### Directive
Report, as a bare number, how many lines contain the string "Tailwind".

### Listed records
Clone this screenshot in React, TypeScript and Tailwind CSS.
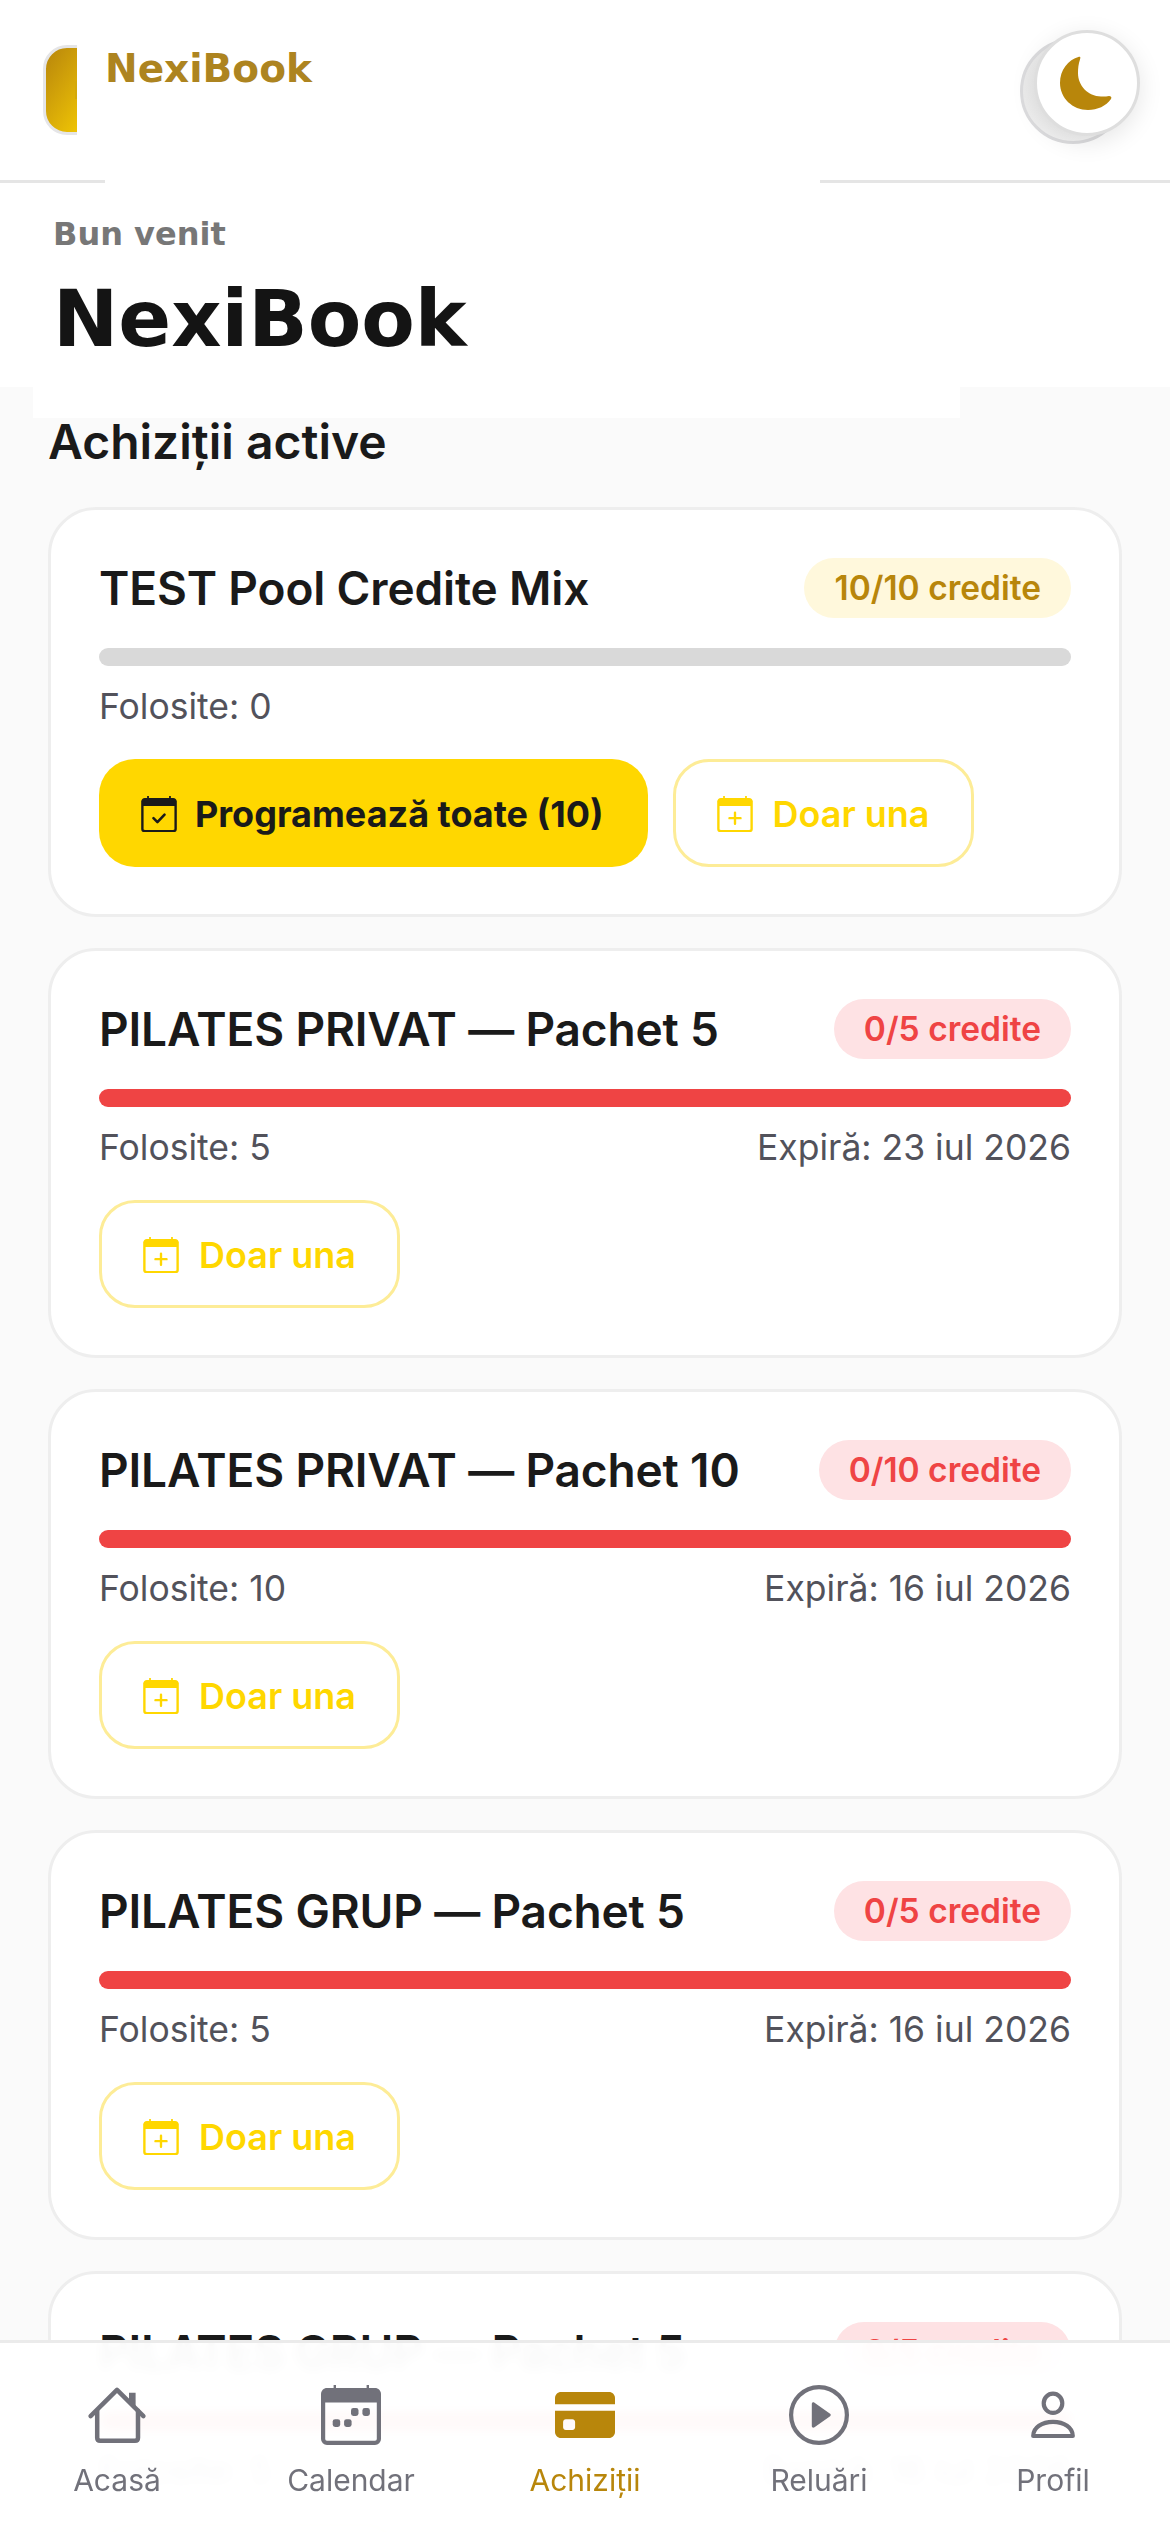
const packages = [
  { id: "pool", title: "TEST Pool Credite Mix", credits: "10/10 credite", used: 0, expires: null, bulk: true },
  { id: "priv5", title: "PILATES PRIVAT — Pachet 5", credits: "0/5 credite", used: 5, expires: "23 iul 2026", bulk: false },
  { id: "priv10", title: "PILATES PRIVAT — Pachet 10", credits: "0/10 credite", used: 10, expires: "16 iul 2026", bulk: false },
  { id: "grup5", title: "PILATES GRUP — Pachet 5", credits: "0/5 credite", used: 5, expires: "16 iul 2026", bulk: false },
  { id: "grup5b", title: "PILATES GRUP — Pachet 5", credits: "0/5 credite", used: 5, expires: "16 iul 2026", bulk: false },
];

function CalendarBase({ className, children }: { className: string; children: React.ReactNode }) {
  return (
    <svg viewBox="3 2.2 18 18.2" className={className} fill="currentColor">
      <path d="M6 2.2h.9V4H6zM17.1 2.2h.9V4h-.9z" />
      <path d="M3.600 7.200V19c0 .8.6 1 1.400 1h14c.8 0 1.400-.2 1.400-1V7.200" fill="none" stroke="currentColor" strokeWidth="1.200" />
      <path d="M4.800 3.200h14.400c.9 0 1.800.8 1.800 1.800v2.200H3V5c0-1 .9-1.800 1.800-1.800z" />
      {children}
    </svg>
  );
}

function CheckCalendar() {
  return (
    <CalendarBase className="h-[36px] w-[36px] text-[#1a1a1a]">
      <path d="M9.200 13.400l2 2 3.600-3.800" fill="none" stroke="currentColor" strokeWidth="1.300" strokeLinecap="round" strokeLinejoin="round" />
    </CalendarBase>
  );
}

function PlusCalendar() {
  return (
    <CalendarBase className="h-[36px] w-[36px] text-[#ffd700]">
      <path d="M12 10.600v5.600M9.200 13.400h5.600" fill="none" stroke="currentColor" strokeWidth="1.200" strokeLinecap="round" />
    </CalendarBase>
  );
}

function PackageCard({ pkg }: { pkg: (typeof packages)[number] }) {
  const empty = pkg.used > 0;
  return (
    <div className="rounded-[48px] border-[3px] border-[#eeeeee] bg-white px-[48px] pt-[48px] pb-[47px]">
      <div className="flex h-[60px] items-center justify-between">
        <h3 className="text-[46px] font-semibold tracking-[-0.15px] text-[#1a1a1a]">{pkg.title}</h3>
        <span
          className={
            empty
              ? "flex h-[60px] items-center rounded-full bg-[#fee2e4] px-[30px] text-[33.5px] font-semibold text-[#ef4444]"
              : "flex h-[60px] items-center rounded-full bg-[#fff8dc] px-[30px] text-[33.5px] font-semibold text-[#b8860b]"
          }
        >
          {pkg.credits}
        </span>
      </div>
      <div className={empty ? "mt-[30px] h-[18px] rounded-full bg-[#ef4444]" : "mt-[30px] h-[18px] rounded-full bg-[#d9d9d9]"} />
      <div className="mt-[12px] mb-[23px] flex h-[58px] items-center justify-between text-[35.5px] text-[#52525b]">
        <span>Folosite: {pkg.used}</span>
        {pkg.expires && <span>Expiră: {pkg.expires}</span>}
      </div>
      <div className="flex gap-[25px]">
        {pkg.bulk && (
          <button className="flex h-[108px] items-center gap-[18px] rounded-[36px] bg-[#ffd700] pl-[42px] pr-[44px] pt-[2px] text-[36px] font-bold text-[#1a1a1a]">
            <CheckCalendar />
            Programează toate (10)
          </button>
        )}
        <button className="flex h-[108px] items-center gap-[20px] rounded-[36px] border-[3px] border-[#fdec97] bg-white pl-[41px] pr-[41px] pt-[2px] text-[36px] font-semibold text-[#ffd700]">
          <PlusCalendar />
          Doar una
        </button>
      </div>
    </div>
  );
}

function HomeIcon() {
  return (
    <svg viewBox="0 0 24 24" className="h-[72px] w-[72px]" fill="none" stroke="currentColor" strokeWidth="1.5" strokeLinecap="round" strokeLinejoin="round">
      <path d="M3.200 12.400L12 3.600l8.800 8.800" />
      <path d="M5.400 10.600V19.600c0 .6.4 1 1 1h11.600c.6 0 1-.4 1-1V10.600" />
      <path d="M16 4.600h2.200v4.600L16 7z" fill="currentColor" stroke="none" />
    </svg>
  );
}

function CalendarIcon() {
  return (
    <svg viewBox="0 0 24 24" className="h-[72px] w-[72px]" fill="currentColor">
      <path d="M6.200 2h.8v2h-.8zM17.200 2h.8v2h-.8z" />
      <path d="M2.700 7v13c0 .8.6 1.300 1.300 1.300h16c.7 0 1.300-.5 1.300-1.300V7" fill="none" stroke="currentColor" strokeWidth="1.400" />
      <path d="M4 3h16c1.100 0 2 .9 2 2v2.800H2V5c0-1.100.9-2 2-2z" />
      <rect x="5.900" y="13.400" width="2.500" height="2.600" rx=".8" />
      <rect x="9.700" y="13.400" width="2.500" height="2.600" rx=".8" />
      <rect x="12" y="9.700" width="2.500" height="2.600" rx=".8" />
      <rect x="15.800" y="9.700" width="2.500" height="2.600" rx=".8" />
    </svg>
  );
}

function CardIcon() {
  return (
    <svg viewBox="0 0 24 24" className="h-[72px] w-[72px]" fill="currentColor">
      <path d="M4 4.300h16c1.100 0 2 .9 2 2v2.100H2V6.300c0-1.100.9-2 2-2z" />
      <path fillRule="evenodd" d="M2 10.600h20v7.100c0 1.100-.9 2-2 2H4c-1.100 0-2-.9-2-2v-7.100zM5.600 13.400c-.5 0-.9.4-.9.900v1.800c0 .5.4.9.9.9h2.200c.5 0 .9-.4.9-.9v-1.800c0-.5-.4-.9-.9-.9H5.600z" />
    </svg>
  );
}

function PlayIcon() {
  return (
    <svg viewBox="0 0 24 24" className="h-[72px] w-[72px]" fill="currentColor">
      <circle cx="12" cy="12" r="9.300" fill="none" stroke="currentColor" strokeWidth="1.400" />
      <path d="M9.600 8.300c0-.5.5-.7.9-.4l5.200 3.700c.3.200.3.600 0 .8l-5.200 3.700c-.4.300-.9.100-.9-.4z" />
    </svg>
  );
}

function PersonIcon() {
  return (
    <svg viewBox="0 0 24 24" className="h-[72px] w-[72px]" fill="none" stroke="currentColor" strokeWidth="1.400">
      <ellipse cx="12" cy="8.100" rx="3.100" ry="3.200" />
      <path d="M5.400 19c0-2.800 2.900-4.700 6.600-4.700s6.600 1.900 6.600 4.700z" strokeLinejoin="round" />
    </svg>
  );
}

const navItems = [
  { label: "Acasă", icon: <HomeIcon />, active: false },
  { label: "Calendar", icon: <CalendarIcon />, active: false },
  { label: "Achiziții", icon: <CardIcon />, active: true },
  { label: "Reluări", icon: <PlayIcon />, active: false },
  { label: "Profil", icon: <PersonIcon />, active: false },
];

export default function App() {
  return (
    <div className="h-[2532px] overflow-hidden bg-[#fafafa] font-['Inter',sans-serif]">
      <header className="flex h-[183px] border-b-[3px] border-[#e5e5e5] bg-white">
        <div className="relative mt-[45px] ml-[43px] h-[90px] w-[34px] overflow-hidden">
          <div className="h-[90px] w-[64px] rounded-[24px] border-[3px] border-[#e5e5e7] bg-gradient-to-br from-[#b8860b] to-[#ffd700]" />
          <div className="absolute top-[36px] right-0 h-[18px] w-[2px] bg-[#d4a90a]" />
        </div>
        <div className="ml-[28px] h-[183px] w-[715px] bg-white pt-[46px] font-['DejaVu_Sans',sans-serif] text-[39px] leading-[45px] font-bold text-[#ad8420]">
          NexiBook
        </div>
        <div className="relative mt-[30px] ml-[200px] h-[114px] w-[120px]">
          <div className="absolute bottom-0 left-0 h-[106px] w-[106px] rounded-full border-[3px] border-[#dcdcde] bg-gradient-to-br from-[#e8e8e8] to-[#f6f6f6]" />
          <button className="absolute top-0 right-0 flex h-[106px] w-[106px] items-center justify-center rounded-full border-[3px] border-[#dedede] bg-white shadow-[0_6px_24px_rgba(0,0,0,0.1)]">
            <svg viewBox="0 0 54 54" className="h-[54px] w-[54px] text-[#b8860b]" fill="currentColor">
              <path d="M19 .8C8 4 0 14 0 27c0 15 12.500 27 28 27 9.500 0 18-4 23-11 1-1.600 0-3-2-3-2.500.5-5 .6-8 .5C28 40 18 30 18 17c0-5 .5-9 2-13.500C20.700 1.300 20.500.4 19 .8z" />
            </svg>
          </button>
        </div>
      </header>

      <section className="h-[204px] bg-white">
        <div className="ml-[33px] h-[235px] w-[927px] bg-white pt-[32px] pl-[20px] font-['DejaVu_Sans',sans-serif] font-bold">
          <p className="text-[32px] leading-[38px] text-[#777777]">Bun venit</p>
          <h1 className="mt-[20px] text-[78px] leading-[92px] text-[#141414]">NexiBook</h1>
        </div>
      </section>

      <main className="px-[48px] pt-[25px]">
        <h2 className="mb-[35px] text-[48px] leading-[60px] font-semibold text-[#1a1a1a]">Achiziții active</h2>
        <div className="flex flex-col gap-[31px]">
          {packages.map((pkg) => (
            <PackageCard key={pkg.id} pkg={pkg} />
          ))}
        </div>
      </main>

      <nav className="fixed right-0 bottom-0 left-0 grid h-[192px] grid-cols-5 border-t-[3px] border-[#ebebeb] bg-white/[0.97] pt-[36px] backdrop-blur-[6px]">
        {navItems.map((item) => (
          <a
            key={item.label}
            className={item.active ? "flex flex-col items-center text-[#b8860b]" : "flex flex-col items-center text-[#71717a]"}
          >
            {item.icon}
            <span className="mt-[9px] text-[30px] leading-[40px]">{item.label}</span>
          </a>
        ))}
      </nav>
    </div>
  );
}
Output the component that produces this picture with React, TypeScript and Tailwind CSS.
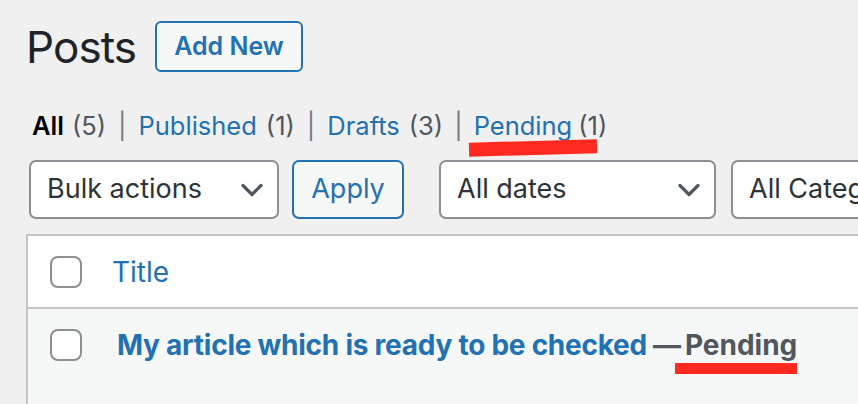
function Chevron() {
  return (
    <svg width="22" height="14" viewBox="0 0 22 14" fill="none" className="shrink-0">
      <path d="M2 2.5l9 9 9-9" stroke="#50575e" strokeWidth="3.2" strokeLinecap="round" strokeLinejoin="round" />
    </svg>
  );
}

function Select({ label, width }: { label: string; width: string }) {
  return (
    <div
      className={`flex h-[59px] shrink-0 items-center justify-between overflow-hidden rounded-[7px] border-2 border-[#8c8f94] bg-white pl-[16px] pr-[14px] text-[27px] whitespace-nowrap text-[#2c3338] ${width}`}
    >
      <span>{label}</span>
      <Chevron />
    </div>
  );
}

function Checkbox() {
  return <div className="h-[32px] w-[32px] shrink-0 rounded-[8px] border-2 border-[#8c8f94] bg-white" />;
}

export default function App() {
  return (
    <div className="h-[404px] w-[858px] overflow-hidden bg-[#f0f0f1] pl-[26px] pt-[21px] font-['Inter',sans-serif]">
      {/* Heading */}
      <div className="flex h-[51px] items-center gap-[19px]">
        <h1 className="text-[44px] leading-none font-normal tracking-[-0.9px] text-[#1d2327]">Posts</h1>
        <button className="flex h-[51px] items-center rounded-[6px] border-2 border-[#2271b1] bg-[#f6f7f7] px-[17px] text-[25px] font-semibold text-[#2271b1]">
          Add New
        </button>
      </div>

      {/* Status links */}
      <div className="mt-[37px] flex items-center pl-[6px] text-[25.5px] leading-[34px] text-[#50575e]">
        <span className="font-semibold text-black">All</span>
        <span className="ml-[8px]">(5)</span>
        <span className="mx-[12px] text-[#787c82]">|</span>
        <span className="text-[#2271b1]">Published</span>
        <span className="ml-[9px]">(1)</span>
        <span className="mx-[12px] text-[#787c82]">|</span>
        <span className="text-[#2271b1]">Drafts</span>
        <span className="ml-[9px]">(3)</span>
        <span className="mx-[11px] text-[#787c82]">|</span>
        <span className="relative text-[#2271b1]">
          Pending
          <span className="absolute left-[-5px] top-[32px] h-[14px] w-[128px] -rotate-[1.5deg] bg-[#ff2a1f]" />
        </span>
        <span className="ml-[6px]">(1)</span>
      </div>

      {/* Filters */}
      <div className="mt-[17px] flex items-center pl-[3px]">
        <Select label="Bulk actions" width="w-[250px]" />
        <button className="ml-[13px] flex h-[59px] w-[112px] shrink-0 items-center justify-center rounded-[7px] border-2 border-[#2271b1] bg-[#f6f7f7] text-[27px] text-[#2271b1]">
          Apply
        </button>
        <div className="ml-[35px]">
          <Select label="All dates" width="w-[277px]" />
        </div>
        <div className="ml-[15px]">
          <Select label="All Categories" width="w-[260px]" />
        </div>
      </div>

      {/* Table */}
      <div className="mt-[15px] w-[900px] border-l-2 border-t-2 border-[#c3c4c7] bg-white">
        <div className="flex h-[73px] items-center border-b-2 border-[#c3c4c7] pl-[22px]">
          <Checkbox />
          <span className="ml-[30px] text-[28px] text-[#2271b1]">Title</span>
        </div>
        <div className="flex h-[100px] items-start bg-[#f6f7f7] pl-[22px] pt-[20px]">
          <Checkbox />
          <div className="ml-[35px] -mt-[3px] flex items-center text-[28px] leading-[38px] font-bold text-[#2271b1]">
            <span className="tracking-[-0.25px]">My article which is ready to be checked</span>
            <span className="ml-[6px] text-[#50575e]">—</span>
            <span className="relative ml-[4px] text-[#50575e]">
              Pending
              <span className="absolute left-[-10px] top-[37px] h-[11px] w-[122px] bg-[#ff2a1f]" />
            </span>
          </div>
        </div>
      </div>
    </div>
  );
}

### Output for this task
2